On the subway the other day a woman with two girls in Success Academy outfits entered the car. The (presumably) mother asked one of the girls if they had watched videos that day. Turns out from what I overheard is that not all the teaching positions at the Upper West Success Academy are filled (not a surprise) and that in some classes the kids watch videos. This family was white. Given that white families in NYC have more choices than others, it was surprising to me that a parent would tolerate such a situation or ignore the obvious red flag. I know white SA parents are weird, but I just don’t get it.
My previous comment explains what happened. Carmen Farina never cleaned house and many Kleinbergs were left in charge.
Middle class families are fawned over at Success Academy. There are special elementary schools just for them where the majority of the students are NOT disadvantaged. Those are the parents who were so upset when their kids got to a SA middle school that was led by a principal who trained in a high poverty Success Academy. They complained their kids were traumatized by the treatment and even experiencing “meltdowns” (fyi, “meltdowns” are what affluent kids have, “acting out violently” is what poor kids have at SA.)

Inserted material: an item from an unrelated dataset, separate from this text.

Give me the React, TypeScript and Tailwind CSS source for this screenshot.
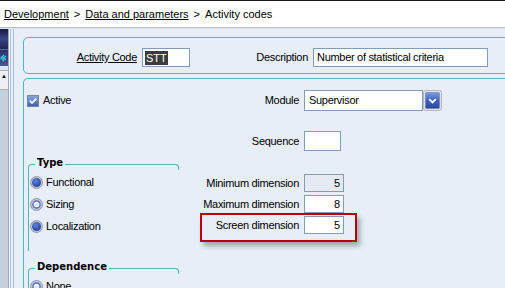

In other words, those parents’ children are wanted at Success Academy and they get treated like students who the school wants to teach, not like students the school wants out of there.
@NYC public school parent I see your point. As a parent though, I have difficulty understanding why this situation would not cause alarm. Leaving a classroom vacant in September and having the kids watch videos would not happen in a DOE school.
Charters and vouchers = JIM CROW
You are right, Yvonne. That’s why the racist Georgia Gov. Talmadge introduced a privatization plan.